Málaga

La llamábamos “La Maga”, porque nos costaba llamarla por su nombre real, que empieza diciéndose “La Mala”. ¿Pero cómo íbamos a llamarla “La Mala”, si era nuestro segundo hogar, el lugar donde pasábamos los veranos, año tras año junto al mar, retornando a la vieja casa cada día cargados de sal, bañados de sol, y al volver a Sevilla lo hacíamos con la piel quemada y una sonrisa de oreja a oreja por haber disfrutado de un verano feliz, aunque no sabíamos aún lo felices que éramos, no nos hacíamos una idea.

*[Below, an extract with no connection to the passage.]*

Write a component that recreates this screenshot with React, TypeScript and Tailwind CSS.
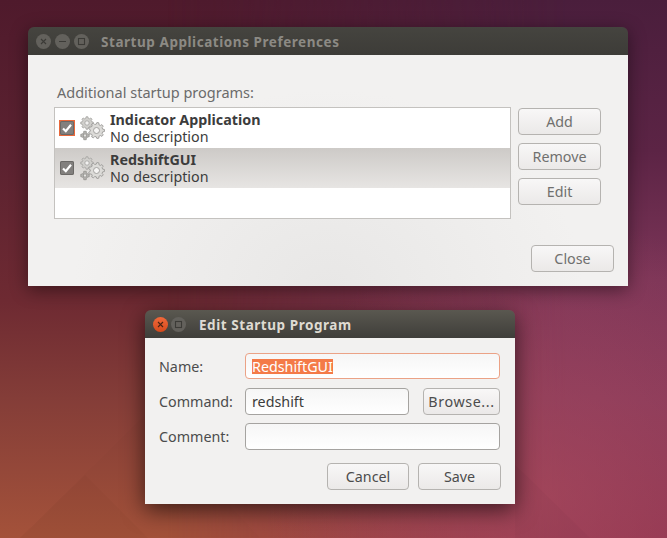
import type { ReactNode } from "react";

const font = "font-['Noto_Sans',sans-serif]";

function gearPath(cx: number, cy: number, outer: number, inner: number, teeth: number) {
  const points: string[] = [];
  const step = (Math.PI * 2) / teeth;
  for (let i = 0; i < teeth; i++) {
    const a = i * step;
    const corners: [number, number][] = [
      [a - step * 0.32, inner],
      [a - step * 0.18, outer],
      [a + step * 0.18, outer],
      [a + step * 0.32, inner],
    ];
    for (const [angle, r] of corners) {
      points.push(`${(cx + Math.cos(angle) * r).toFixed(2)},${(cy + Math.sin(angle) * r).toFixed(2)}`);
    }
  }
  return points.join(" ");
}

function Gears() {
  return (
    <svg width="25" height="25" viewBox="0 0 25 25" className="shrink-0">
      <polygon points={gearPath(7, 7, 6.3, 4.9, 8)} fill="#d0cfcc" stroke="#a3a2a0" strokeWidth="0.8" />
      <circle cx="7" cy="7" r="2.2" fill="#f2f1f0" stroke="#a3a2a0" strokeWidth="0.8" />
      <polygon points={gearPath(16.5, 14.5, 8, 6.3, 9)} fill="#dcdbd8" stroke="#9c9b98" strokeWidth="0.9" />
      <circle cx="16.5" cy="14.5" r="3" fill="#f6f5f4" stroke="#9c9b98" strokeWidth="0.9" />
      <polygon points={gearPath(5, 19.5, 4.4, 3.1, 4)} fill="#b4b3b0" stroke="#8f8e8a" strokeWidth="0.7" />
      <rect x="3.6" y="18.1" width="2.8" height="2.8" fill="#e6e5e3" stroke="#8f8e8a" strokeWidth="0.6" />
    </svg>
  );
}

function Check({ focused }: { focused?: boolean }) {
  return (
    <div className={`flex h-[16px] w-[16px] shrink-0 items-center justify-center ${focused ? "bg-[#e9683a]" : ""}`}>
      <div className="flex h-[14px] w-[14px] items-center justify-center rounded-[2px] bg-[#82807e] shadow-[inset_0_0_0_1px_#6a6866]">
        <svg width="12" height="12" viewBox="0 0 12 12">
          <path d="M2 6.5 L4.8 9.2 L10 2.8" fill="none" stroke="#ffffff" strokeWidth="2.2" />
        </svg>
      </div>
    </div>
  );
}

function Row({ name, selected, focused }: { name: string; selected?: boolean; focused?: boolean }) {
  return (
    <div
      className={`flex h-[40px] items-center pl-[4px] ${
        selected ? "bg-[linear-gradient(#cdcac7,#e7e5e3)]" : ""
      }`}
    >
      <Check focused={focused} />
      <div className="ml-[5px]">
        <Gears />
      </div>
      <div className="ml-[5px] flex flex-col text-[14.3px] leading-[17px] text-[#3c3c3c]">
        <span className="font-bold">{name}</span>
        <span>No description</span>
      </div>
    </div>
  );
}

function Btn({ children, className = "" }: { children: ReactNode; className?: string }) {
  return (
    <div
      className={`flex h-[27px] items-center justify-center rounded-[4px] border border-[#b5b3b0] bg-[linear-gradient(#f8f7f7,#ebe9e8)] text-[14.3px] text-[#4c4c4c] ${className}`}
    >
      {children}
    </div>
  );
}

function Field({ children, className = "" }: { children?: ReactNode; className?: string }) {
  return (
    <div
      className={`flex items-center rounded-[4px] border bg-[linear-gradient(#f6f6f6,#ffffff)] pl-[6px] text-[14.3px] text-[#3c3c3c] ${className}`}
    >
      {children}
    </div>
  );
}

function WinBtn({ children, close }: { children: ReactNode; close?: boolean }) {
  return (
    <div
      className={`flex h-[15px] w-[15px] items-center justify-center rounded-full ${
        close ? "bg-[linear-gradient(#f0683a,#d64a1c)]" : "bg-[#63615c]"
      }`}
    >
      <svg width="9" height="9" viewBox="0 0 9 9" fill="none" stroke={close ? "#4a2414" : "#3c3b37"} strokeWidth="1.1">
        {children}
      </svg>
    </div>
  );
}

const closeMark = <path d="M2 2 L7 7 M7 2 L2 7" />;
const minMark = <path d="M1 4.5 H8" />;
const maxMark = <rect x="1.5" y="1.5" width="6" height="6" />;

function Wallpaper() {
  return (
    <>
      <div className="absolute inset-0 bg-[linear-gradient(#4f1a2c_0%,#5c2230_30%,#6e2a32_56%,#843d38_74%,#a4523a_100%)]" />
      <div className="absolute inset-0 bg-[linear-gradient(#4a1e3c_0%,#5c2445_28%,#7c3558_52%,#86385a_74%,#8e3350_100%)] [mask-image:linear-gradient(to_right,transparent_25%,black_85%)]" />
      <div className="absolute inset-0 bg-[radial-gradient(circle_at_82%_92%,rgba(176,80,96,0.55)_0%,rgba(176,80,96,0)_38%)]" />
      <svg width="667" height="538" viewBox="0 0 667 538" className="absolute inset-0">
        <polygon points="20,538 145,415 260,538" fill="#000000" fillOpacity="0.012" />
        <polygon points="20,538 85,475 148,538" fill="#000000" fillOpacity="0.02" />
        <polygon points="528,477 590,538 515,538 515,465" fill="#000000" fillOpacity="0.02" />
      </svg>
    </>
  );
}

export default function App() {
  return (
    <div className={`relative h-[538px] w-[667px] overflow-hidden ${font}`}>
      <Wallpaper />

      {/* preferences window */}
      <div className="absolute left-[28px] top-[27px] flex h-[259px] w-[600px] flex-col overflow-hidden rounded-t-[6px] shadow-[0_4px_18px_rgba(0,0,0,0.45)]">
        <div className="flex h-[28px] shrink-0 items-center bg-[linear-gradient(#45443f,#3d3c38)] pl-[8px]">
          <div className="flex gap-[4px]">
            <WinBtn>{closeMark}</WinBtn>
            <WinBtn>{minMark}</WinBtn>
            <WinBtn>{maxMark}</WinBtn>
          </div>
          <span className="ml-[12px] pt-[2px] text-[13.5px] font-bold tracking-[0.55px] text-[#8c8a84]">
            Startup Applications Preferences
          </span>
        </div>
        <div className="flex flex-1 flex-col bg-[#f2f1f0] bg-[radial-gradient(ellipse_at_50%_100%,#e8e7e6_0%,#f2f1f0_60%)] pl-[26px] pt-[27px]">
          <div className="ml-[3px] h-[20px] text-[14.5px] leading-[20px] text-[#6b6b6b]">
            Additional startup programs:
          </div>
          <div className="mt-[5px] flex">
            <div className="h-[112px] w-[457px] border border-[#c4c2bf] bg-white">
              <Row name="Indicator Application" focused />
              <Row name="RedshiftGUI" selected />
            </div>
            <div className="ml-[7px] mt-[1px] flex w-[83px] flex-col gap-[8px]">
              <Btn className="text-[#70706e]">Add</Btn>
              <Btn className="text-[#70706e]">Remove</Btn>
              <Btn className="text-[#70706e]">Edit</Btn>
            </div>
          </div>
          <div className="mt-[26px] flex justify-end pr-[14px]">
            <Btn className="w-[83px] text-[#70706e]">Close</Btn>
          </div>
        </div>
      </div>

      {/* edit dialog */}
      <div className="absolute left-[145px] top-[310px] flex h-[194px] w-[370px] flex-col overflow-hidden rounded-t-[6px] shadow-[0_6px_22px_rgba(0,0,0,0.6)]">
        <div className="flex h-[28px] shrink-0 items-center bg-[linear-gradient(#5a5850,#3f3e3a)] pl-[8px]">
          <div className="flex gap-[3px]">
            <WinBtn close>{closeMark}</WinBtn>
            <WinBtn>{maxMark}</WinBtn>
          </div>
          <span className="ml-[13px] pt-[2px] text-[13.5px] font-bold tracking-[0.55px] text-[#dfdbd2]">
            Edit Startup Program
          </span>
        </div>
        <div className="flex flex-1 flex-col bg-[#f2f1f0] pl-[14px] pr-[15px] pt-[15px] text-[14.3px] text-[#4c4c4c]">
          <div className="flex h-[26px] items-center">
            <span className="w-[86px] pt-[1px]">Name:</span>
            <Field className="h-[26px] flex-1 border-[#eba286]">
              <span className="bg-[#f47a48] leading-[15px] text-white">RedshiftGUI</span>
            </Field>
          </div>
          <div className="mt-[9px] flex h-[27px] items-center">
            <span className="w-[86px]">Command:</span>
            <Field className="h-[27px] w-[164px] border-[#a5a3a0]">redshift</Field>
            <Btn className="ml-[14px] flex-1 tracking-[0.6px]">Browse...</Btn>
          </div>
          <div className="mt-[8px] flex h-[27px] items-center">
            <span className="w-[86px]">Comment:</span>
            <Field className="h-[27px] flex-1 border-[#a5a3a0]" />
          </div>
          <div className="-mr-[1px] mt-[13px] flex justify-end gap-[9px]">
            <Btn className="w-[82px]">Cancel</Btn>
            <Btn className="w-[83px]">Save</Btn>
          </div>
        </div>
      </div>
    </div>
  );
}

El camino a Málaga es recto, monótono y polvoriento en su mayor parte, luego torna a la derecha y se hunde durante media hora en el interior de una cuenca invisible hasta llegar a la cabeza de roca de un indio acostado, que parece contemplar las estrellas, y, acto seguido, sube un momento hasta las nubes y luego baja de nuevo, entre montañas, para concluir la ruta a orillas del Mediterráneo, ese enorme lago azul que en verano amanece gris algunos días, pasando luego a verde y al que se traga la noche hasta hacerlo invisible. En julio, una enorme luna roja se baña entre sus olas.